March 10, 2010 at 11:04 am
hannahkaty
I hope all works out! This is very inspirational though, I am right with you… time to stop jumping from crisis to crisis and really start living. Isn’t it funny how our lives can be filled with so much good but we always manage to be attracted to thinking of the worst. I wish there was a way to wrestle this negativity and rid myself of it permanently.
Best,
Hannah Katy
March 10, 2010 at 11:09 am
Windsor Grace
I do wish that I could completely rid my life of negativity all together, but that is impossible and not something I want to waste my time wishing for.
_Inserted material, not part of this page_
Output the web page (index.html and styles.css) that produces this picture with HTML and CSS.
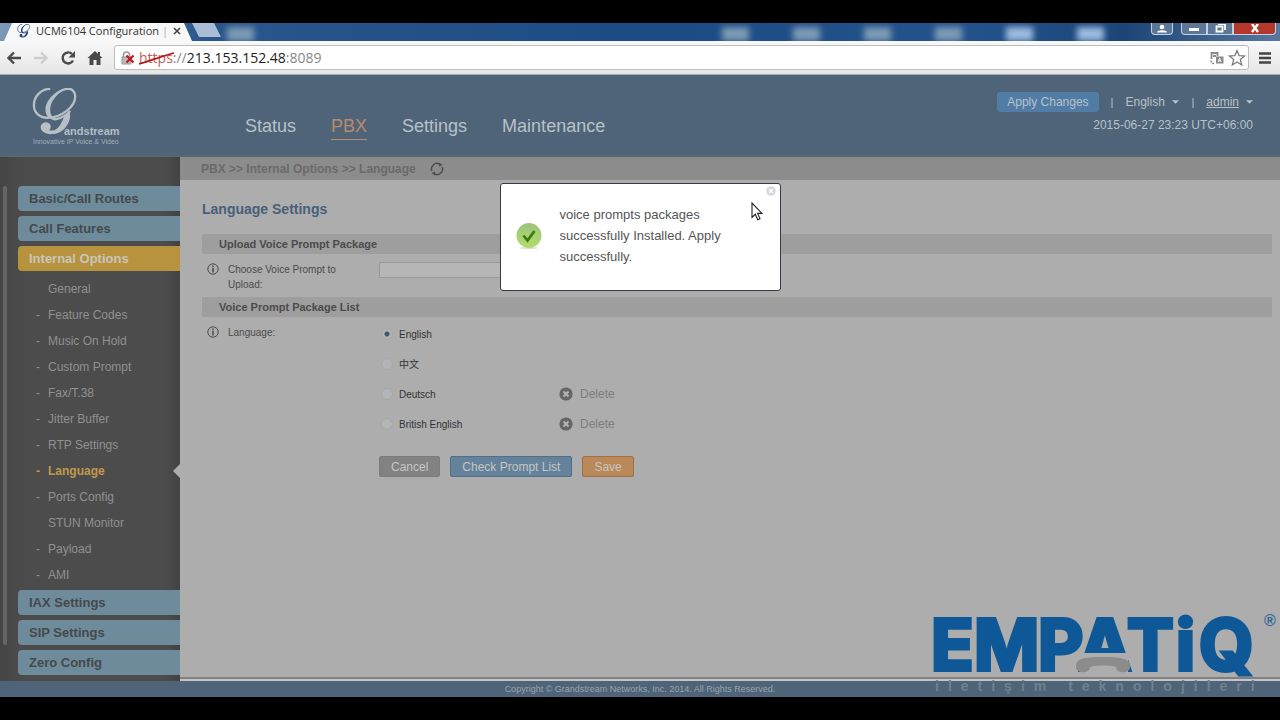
FILE: index.html
```html
<!DOCTYPE html>
<html lang="en">
<head>
<meta charset="utf-8">
<title>UCM6104 Configuration</title>
<link rel="stylesheet" href="styles.css">
</head>
<body>
<svg class="defs" aria-hidden="true">
  <symbol id="mark" viewBox="0 0 50 50">
    <path d="M19 1C9 1 2 9 2 18c0 8 6 13 14 13 15 0 29-12 29-22 0-6-4-9-9-8-9 1-18 12-19 21-1 8 4 12 10 10 5-1 9-4 13-8" fill="none" stroke="currentColor" stroke-width="2.4"/>
    <path d="M40 1c-10 0-21 10-21 22 0 7 4 9 9 8-7 3-14 0-14-8C14 11 28-1 40 1z" fill="currentColor"/>
    <path d="M39 25c3 6-3 22-17 23C14 49 9 45 9 41s5-7 9-4c3 3 1 6 0 7 9 2 12-6 16-15z" fill="currentColor"/>
  </symbol>
  <symbol id="info" viewBox="0 0 12 12">
    <circle cx="6" cy="6" r="5.2" fill="none" stroke="currentColor"/>
    <path d="M6 2.600v1.600M6 5v4.400" fill="none" stroke="currentColor" stroke-width="1.500"/>
  </symbol>
  <symbol id="cross" viewBox="0 0 14 14">
    <circle cx="7" cy="7" r="6.6" fill="currentColor"/>
    <path d="M4.5 4.5l5 5M9.5 4.5l-5 5" stroke="#b4b4b4" stroke-width="2"/>
  </symbol>
  <symbol id="caret" viewBox="0 0 8 4"><path d="M0 0h8L4 4z" fill="currentColor"/></symbol>
</svg>

<div class="tabstrip">
  <div class="tab">
    <svg class="tab-icon"><use href="#mark"/></svg>
    <span class="tab-title">UCM6104 Configuration <i>|</i></span>
    <button class="tab-close" aria-label="Close tab"><svg viewBox="0 0 8 8"><path d="M1 1l6 6M7 1L1 7" stroke="#444" stroke-width="1.6"/></svg></button>
  </div>
  <button class="new-tab" aria-label="New tab"></button>
  <div class="desktop" aria-hidden="true"><i></i><i></i><i></i><i></i><i></i><i></i><i></i></div>
  <div class="window-buttons">
    <button class="user" aria-label="User"><svg viewBox="0 0 14 10"><circle cx="7" cy="3" r="2.3" fill="#fff"/><path d="M2 8.5c0-3 10-3 10 0z" fill="#fff"/></svg></button>
    <button class="min" aria-label="Minimize"><svg viewBox="0 0 14 10"><path d="M2 4h10v3H2z" fill="#fff"/></svg></button>
    <button class="max" aria-label="Restore"><svg viewBox="0 0 14 10"><path d="M5 0h7v6M3.5 2.500h6v5h-6z" fill="none" stroke="#fff" stroke-width="1.800"/></svg></button>
    <button class="close" aria-label="Close"><svg viewBox="0 0 14 10"><path d="M4 0l6 8M10 0L4 8" stroke="#fff" stroke-width="2.400"/></svg></button>
  </div>
</div>

<div class="toolbar">
  <button aria-label="Back"><svg viewBox="0 0 16 16"><path d="M15 8H3M8 2.500L2.500 8 8 13.500" fill="none" stroke="#4a4a4a" stroke-width="2.400"/></svg></button>
  <button aria-label="Forward"><svg viewBox="0 0 16 16"><path d="M1 8h12M8 2.500L13.500 8 8 13.500" fill="none" stroke="#cdcdcd" stroke-width="2.400"/></svg></button>
  <button aria-label="Reload"><svg viewBox="0 0 16 16"><path d="M13 10.500A5.500 5.500 0 1 1 12 4" fill="none" stroke="#4a4a4a" stroke-width="2.400"/><path d="M15 1v6.500H8.500z" fill="#4a4a4a"/></svg></button>
  <button aria-label="Home"><svg viewBox="0 0 16 16"><path d="M8 1l3 2.700V2h2v3.700L15.500 8H13.500v7H9.500v-5h-3v5H2.500V8H.5z" fill="#4a4a4a"/></svg></button>
  <div class="address">
    <svg class="lock" viewBox="0 0 14 14"><path d="M2.500 6V4a3 3 0 0 1 6 0v2" fill="none" stroke="#999" stroke-width="1.600"/><path d="M1 6h9v7H1z" fill="#bbb" stroke="#999"/><path d="M5.500 4.500l7 7M12.500 4.500l-7 7" stroke="#c4161c" stroke-width="2.200"/></svg>
    <span class="url"><span class="scheme">https<svg viewBox="0 0 36 14"><path d="M0 12C11 9 20 5 35 1" fill="none" stroke="#b01818" stroke-width="1.800"/></svg></span><span class="dim">://</span>213.153.152.48<span class="dim">:8089</span></span>
    <svg class="translate" viewBox="0 0 14 14"><path d="M1.500 8V2h6v3M3 5h3" fill="none" stroke="#888" stroke-width="1.800"/><path d="M6 5.500h7.500v7H6z" fill="#888"/><path d="M8.200 11l1.500-4 1.500 4M8.700 9.800h2" fill="none" stroke="#fff"/><path d="M1 9.500c0 2 1 3 3 3" fill="none" stroke="#888" stroke-width="1.400" stroke-dasharray="2 1"/></svg>
    <svg class="star" viewBox="0 0 18 18"><path d="M9 1.500l2.100 5.100 5.400.4-4.200 3.500 1.400 5.400L9 13l-4.700 2.900 1.400-5.400L1.500 7l5.400-.4z" fill="#fff" stroke="#777" stroke-width="1.200"/></svg>
  </div>
  <button class="menu-button" aria-label="Menu"><svg viewBox="0 0 16 16"><path d="M2 3.500h12M2 8h12M2 12.500h12" stroke="#444" stroke-width="2.600"/></svg></button>
</div>

<header class="site-header">
  <svg class="logo" viewBox="0 0 90 60" role="img" aria-label="Grandstream">
    <use href="#mark" x="0" y="3" width="48" height="48"/>
    <text x="32" y="50" class="logo-name">andstream</text>
    <text x="1" y="59" class="logo-tag">Innovative IP Voice &amp; Video</text>
  </svg>
  <nav class="main-nav">
    <a href="#">Status</a>
    <a href="#" class="active">PBX</a>
    <a href="#">Settings</a>
    <a href="#">Maintenance</a>
  </nav>
  <div class="account">
    <div class="account-row">
      <button class="apply">Apply Changes</button>
      <span class="bar">|</span>
      <label class="lang"><select aria-label="Interface language"><option>English</option></select><svg class="caret"><use href="#caret"/></svg></label>
      <span class="bar">|</span>
      <button class="admin"><u>admin</u><svg class="caret"><use href="#caret"/></svg></button>
    </div>
    <time>2015-06-27 23:23 UTC+06:00</time>
  </div>
</header>

<div class="main">
  <aside class="sidebar">
    <div class="rail"></div>
    <nav class="menu">
      <a class="group" href="#">Basic/Call Routes</a>
      <a class="group" href="#">Call Features</a>
      <a class="group open" href="#">Internal Options</a>
      <ul class="sub">
        <li class="plain"><a href="#">General</a></li>
        <li><a href="#">Feature Codes</a></li>
        <li><a href="#">Music On Hold</a></li>
        <li><a href="#">Custom Prompt</a></li>
        <li><a href="#">Fax/T.38</a></li>
        <li><a href="#">Jitter Buffer</a></li>
        <li><a href="#">RTP Settings</a></li>
        <li class="current"><a href="#">Language</a></li>
        <li><a href="#">Ports Config</a></li>
        <li class="plain"><a href="#">STUN Monitor</a></li>
        <li><a href="#">Payload</a></li>
        <li><a href="#">AMI</a></li>
      </ul>
      <a class="group" href="#">IAX Settings</a>
      <a class="group" href="#">SIP Settings</a>
      <a class="group" href="#">Zero Config</a>
    </nav>
  </aside>

  <main class="content">
    <div class="crumbs">
      <span>PBX &gt;&gt; Internal Options &gt;&gt; Language</span>
      <button aria-label="Refresh"><svg viewBox="0 0 14 14"><path d="M1.800 9A5.600 5.600 0 0 1 10 2.300M12.200 5A5.600 5.600 0 0 1 4 11.700" fill="none" stroke="#4c4c4c" stroke-width="1.500"/><path d="M9 .5l3.500 2.500L9 4.500zM5 13.500L1.500 11 5 9.500z" fill="#4c4c4c"/></svg></button>
    </div>
    <form class="settings">
      <h1>Language Settings</h1>
      <h2>Upload Voice Prompt Package</h2>
      <div class="row">
        <svg class="info"><use href="#info"/></svg>
        <label for="file">Choose Voice Prompt to Upload:</label>
        <input class="file" id="file" type="text">
      </div>
      <h2>Voice Prompt Package List</h2>
      <div class="row" role="radiogroup" aria-labelledby="lang-label">
        <svg class="info"><use href="#info"/></svg>
        <span id="lang-label">Language:</span>
        <div class="options">
          <div class="option"><label><input type="radio" name="lang" checked>English</label></div>
          <div class="option"><label><input type="radio" name="lang">中文</label></div>
          <div class="option"><label><input type="radio" name="lang">Deutsch</label><button type="button" class="delete"><svg><use href="#cross"/></svg>Delete</button></div>
          <div class="option"><label><input type="radio" name="lang">British English</label><button type="button" class="delete"><svg><use href="#cross"/></svg>Delete</button></div>
        </div>
      </div>
      <div class="actions">
        <button type="button" class="btn cancel">Cancel</button>
        <button type="button" class="btn check">Check Prompt List</button>
        <button type="button" class="btn save">Save</button>
      </div>
    </form>
  </main>
</div>

<footer class="site-footer">Copyright © Grandstream Networks, Inc. 2014. All Rights Reserved.</footer>

<div class="dialog" role="dialog" aria-label="Message">
  <svg class="ok" viewBox="0 0 26 26"><defs><linearGradient id="g" x1="0" y1="0" x2="0" y2="1"><stop offset="0" stop-color="#9cc47c"/><stop offset="1" stop-color="#b4dc6c"/></linearGradient></defs><ellipse cx="13" cy="25" rx="9" ry="1" fill="#ddd"/><circle cx="13" cy="12.500" r="12.500" fill="url(#g)"/><path d="M7.500 12.500l4 5L18.500 8" fill="none" stroke="#3b7d12" stroke-width="2.800"/></svg>
  <p>voice prompts packages successfully Installed. Apply successfully.</p>
  <button class="dialog-close" aria-label="Close"><svg viewBox="0 0 10 10"><circle cx="5" cy="5" r="4.800" fill="#d9d9d9"/><path d="M3.200 3.200l3.600 3.600M6.800 3.200L3.200 6.800" stroke="#fff" stroke-width="1.300"/></svg></button>
  <svg class="pointer" viewBox="0 0 12 19"><path d="M1 1v14.500l3.300-3.200 2.400 5.400 2.300-1-2.400-5.300H11z" fill="#fff" stroke="#222" stroke-width="1.100"/></svg>
</div>

<svg class="watermark" viewBox="0 0 350 90">
  <text class="wm-name" y="61"><tspan x="1">E</tspan><tspan x="44">M</tspan><tspan x="108">P</tspan><tspan x="149">A</tspan><tspan x="197">T</tspan><tspan x="246">i</tspan><tspan x="269">Q</tspan></text>
  <path class="wm-gap" d="M150 44h48v20h-48z"/>
  <path d="M146 58c0-8 6-10 27-10s27 2 27 10c0 7-14 7-14 0-4-2-22-2-26 0 0 7-14 7-14 0z" fill="#8c8c8c"/>
  <text class="wm-reg" x="334" y="17">®</text>
  <text class="wm-tag" x="5" y="82">iletişim teknolojileri</text>
</svg>
</body>
</html>
```
FILE: styles.css
```css
* { box-sizing: border-box; }
body {
  margin: 0;
  padding: 23px 0;
  min-height: 100vh;
  display: flex;
  flex-direction: column;
  position: relative;
  background: #000;
  font: 12px/16px "Liberation Sans", "Noto Sans CJK SC", sans-serif;
  color: #4b4b4b;
}
button {
  border: 0;
  padding: 0;
  background: none;
  font: inherit;
  color: inherit;
}
a { color: inherit; text-decoration: none; }
svg { display: block; }
.defs { position: absolute; width: 0; height: 0; }

/* Browser frame */
.tabstrip {
  display: flex;
  height: 18px;
  padding-left: 4px;
  background: linear-gradient(90deg, #7d97b8 0, #2a568c 16%, #1c4b83 50%, #24538c 75%, #1c4577 88%, #5878a0 100%);
  overflow: hidden;
}
.tab {
  display: flex;
  align-items: center;
  gap: 5px;
  width: 188px;
  padding: 0 0 3px 13px;
  background: #f8f8f8;
  clip-path: polygon(0 100%, 8px 0, 180px 0, 188px 100%);
}
.tab-icon { flex: none; width: 14px; height: 14px; color: #24437c; }
.tab-title {
  font: 11px/16px "Open Sans", sans-serif;
  color: #333;
  white-space: nowrap;
}
.tab-title i { font-style: normal; color: #aaa; }
.tab-close svg { width: 8px; height: 8px; }
.new-tab {
  width: 29px;
  height: 14px;
  background: #a9bdd6;
  clip-path: polygon(0 0, 22px 0, 29px 100%, 7px 100%);
}
.desktop {
  flex: 1;
  display: flex;
  justify-content: flex-end;
  align-items: flex-end;
  gap: 44px;
  padding: 0 47px 0 6px;
  filter: blur(3px);
}
.desktop i { width: 27px; height: 14px; background: #9dbbe0; }
.desktop i:nth-child(-n+5) { background: #7c9ab4; }
.desktop i:first-child { margin-right: auto; }
.window-buttons { display: flex; align-items: flex-start; padding-right: 4px; }
.window-buttons button {
  display: grid;
  place-items: center;
  width: 26px;
  height: 12px;
  border: 1px solid #c3d0e0;
  border-top: 0;
  background: #5c7797;
}
.window-buttons svg { width: 14px; height: 10px; }
.window-buttons .user { width: 22px; margin-right: 8px; border-radius: 0 0 4px 4px; }
.window-buttons .min { border-radius: 0 0 0 4px; }
.window-buttons .close { width: 43px; background: #b5382c; border-radius: 0 0 4px 0; }
.toolbar {
  display: flex;
  align-items: center;
  gap: 11px;
  height: 34px;
  padding: 0 7px 0 6px;
  background: linear-gradient(#f8f8f8, #e6e6e6);
  border-bottom: 1px solid #a9a9a9;
}
.toolbar button svg { width: 16px; height: 16px; }
.toolbar .menu-button { margin-left: -3px; }
.address {
  flex: 1;
  display: flex;
  align-items: center;
  gap: 4px;
  height: 25px;
  padding: 0 2px 0 6px;
  background: #fff;
  border: 1px solid #bdbdbd;
  border-radius: 3px;
}
.address svg { width: 14px; height: 14px; }
.address .star { width: 18px; height: 18px; }
.url { flex: 1; font: 14px/20px "Open Sans", sans-serif; color: #222; }
.dim { color: #888; }
.scheme { position: relative; color: #c06058; }
.address .scheme svg { position: absolute; left: 0; top: 4px; width: 36px; height: 14px; }

/* Application header */
.site-header {
  display: flex;
  height: 82px;
  padding: 10px 27px 0 32px;
  background: #4f6478;
  border-bottom: 2px solid #566672;
  color: #b9c1c8;
}
.logo { width: 90px; height: 60px; overflow: visible; color: #b6bfc6; fill: #b6bfc6; }
.logo-name { font: bold 11px "Liberation Sans", sans-serif; }
.logo-tag { font: 7px "Liberation Sans", sans-serif; fill: #a3afb9; }
.main-nav {
  flex: 1;
  display: flex;
  align-items: flex-start;
  gap: 35px;
  padding: 29px 0 0 123px;
  font-size: 18px;
  line-height: 24px;
}
.main-nav .active { padding-bottom: 1px; color: #b98b6c; border-bottom: 1px solid #b98b6c; }
.account { display: flex; flex-direction: column; align-items: flex-end; gap: 5px; padding-top: 7px; }
.account-row { display: flex; align-items: center; gap: 12px; }
.apply {
  height: 20px;
  padding: 0 10px;
  border-radius: 3px;
  background: #507ca6;
}
.bar { font-size: 11px; }
.lang, .admin { display: flex; align-items: center; gap: 7px; }
.lang select {
  appearance: none;
  border: 0;
  padding: 0;
  background: none;
  font: inherit;
  color: inherit;
}
.caret { width: 7px; height: 4px; }

/* Body */
.main { flex: 1; display: flex; }
.sidebar {
  display: flex;
  gap: 11px;
  width: 180px;
  padding: 29px 0 5px 3px;
  background: linear-gradient(90deg, #454545, #4c4c4c 25px, #4c4c4c 165px, #424242);
}
.rail { width: 4px; margin-bottom: 31px; background: #656565; border-radius: 2px; }
.menu { flex: 1; display: flex; flex-direction: column; gap: 5px; }
.group {
  height: 25px;
  padding-left: 11px;
  border-radius: 4px 0 0 4px;
  background: #6e8b9b;
  color: #45494c;
  font: bold 13px/25px "Liberation Sans", sans-serif;
}
.group.open { background: #b8933e; color: #c9c5bb; }
.sub { margin: 0 0 -3px; padding: 0; list-style: none; color: #909090; }
.sub li {
  position: relative;
  display: flex;
  align-items: center;
  height: 26px;
  padding-left: 18px;
}
.sub li::before { content: "-"; width: 12px; }
.sub .plain::before { content: ""; }
.sub .current { color: #c09a4c; font-weight: bold; }
.sub .current::after {
  content: "";
  position: absolute;
  right: 0;
  border: 7px solid transparent;
  border-left: 0;
  border-right-color: #adadad;
}
.content { flex: 1; background: #adadad; border-bottom: 2px solid #c4c4c4; box-shadow: inset 0 -2px #808080; }
.crumbs {
  display: flex;
  align-items: center;
  gap: 14px;
  height: 23px;
  padding-left: 21px;
  background: #8c8c8c;
  color: #6a6a6a;
  font-weight: bold;
}
.crumbs svg { width: 14px; height: 14px; }
.settings { padding: 17px 8px 0 22px; }
h1 { margin: 0 0 13px; font-size: 14px; line-height: 24px; color: #47607a; }
h2 {
  margin: 0;
  padding-left: 17px;
  background: #9e9e9e;
  font-size: 11px;
  line-height: 20px;
}
.row {
  display: grid;
  grid-template-columns: 21px 151px 1fr;
  align-items: start;
  padding: 8px 0 5px 5px;
  font-size: 10px;
  line-height: 15px;
}
.row label[for] { padding-right: 30px; }
.info { width: 12px; height: 12px; margin-top: 1px; }
.file { width: 240px; height: 16px; border: 1px solid #999; background: #b6b6b6; }
.options { display: flex; flex-direction: column; gap: 14px; padding-top: 1px; }
.option { display: flex; height: 16px; align-items: center; }
.option label { display: flex; align-items: center; gap: 6px; width: 180px; padding-left: 2px; color: #333; }
.option input {
  appearance: none;
  width: 12px;
  height: 12px;
  margin: 0;
  border: 1px solid #a7a7a7;
  border-radius: 50%;
  background: #b4b4b4;
}
.option input:checked { background: radial-gradient(circle, #41566b 2px, #b4b4b4 3px); }
.delete { display: flex; align-items: center; gap: 7px; font-size: 12px; line-height: 16px; color: #7d7d7d; }
.delete svg { width: 14px; height: 14px; color: #666; }
.actions { display: flex; gap: 10px; padding: 19px 0 0 177px; }
.btn {
  height: 21px;
  padding: 0 11px;
  border: 1px solid #7c7c7c;
  border-radius: 2px;
  background: #828282;
  color: #c6c6c6;
}
.check { background: #648299; border-color: #4d708b; }
.save { background: #b9895a; border-color: #a1703f; }
.site-footer {
  height: 16px;
  background: #4f6478;
  color: #98a3ad;
  font-size: 9px;
  line-height: 16px;
  text-align: center;
}

/* Layers above the page */
.dialog {
  position: absolute;
  top: 183px;
  left: 0;
  right: 0;
  width: 281px;
  margin: 0 auto;
  padding: 20px 40px 23px 15px;
  display: flex;
  align-items: center;
  gap: 18px;
  border: 1px solid #343b46;
  border-radius: 3px;
  background: #fff;
}
.dialog p { flex: 1; margin: 0; font-size: 13px; line-height: 21px; color: #555; }
.ok { width: 26px; height: 26px; flex: none; }
.dialog-close { position: absolute; top: 2px; right: 4px; }
.dialog-close svg { width: 10px; height: 10px; }
.pointer { position: absolute; top: 18px; right: 17px; width: 12px; height: 19px; }
.watermark { position: absolute; right: 0; bottom: 21px; width: 350px; height: 90px; }
.wm-name {
  font: bold 70px Inter, "Liberation Sans", sans-serif;
  fill: #0f5898;
  stroke: #0f5898;
  stroke-width: 4px;
}
.wm-gap { fill: #adadad; }
.wm-reg { font: bold 16px "Liberation Sans", sans-serif; fill: #2c6699; }
.wm-tag { font: bold 14px "Liberation Sans", sans-serif; fill: #71808d; letter-spacing: 9px; }
```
I do, however, hope that in the future, I will continue to find the positive in things. :)
March 10, 2010 at 3:02 pm
Nilsa @ SoMi Speaks
I look at it this way … when one door closes, another door opens. I’m quite certain what you’re going through is lousy and no fun. But, there is a world of opportunity awaiting you that maybe you couldn’t reach before this crisis. Hang in there.
March 10, 2010 at 5:40 pm
Tiny Tyrant
I hope you had fun. I love my knit group even if I don’t get to see them that often.
March 10, 2010 at 7:02 pm
A Vapid Blonde
I hope what ever you are going through gets easier quickly. Also life is too short to not spend your time enjoying it!
March 18, 2010 at 10:11 pm
Oiyi
I hope your knitting meet up was fun. I love going to mine and can’t imagine life without it these days. It’s my only connection to the outside world some times because I am taking care of my 2 yr old full time.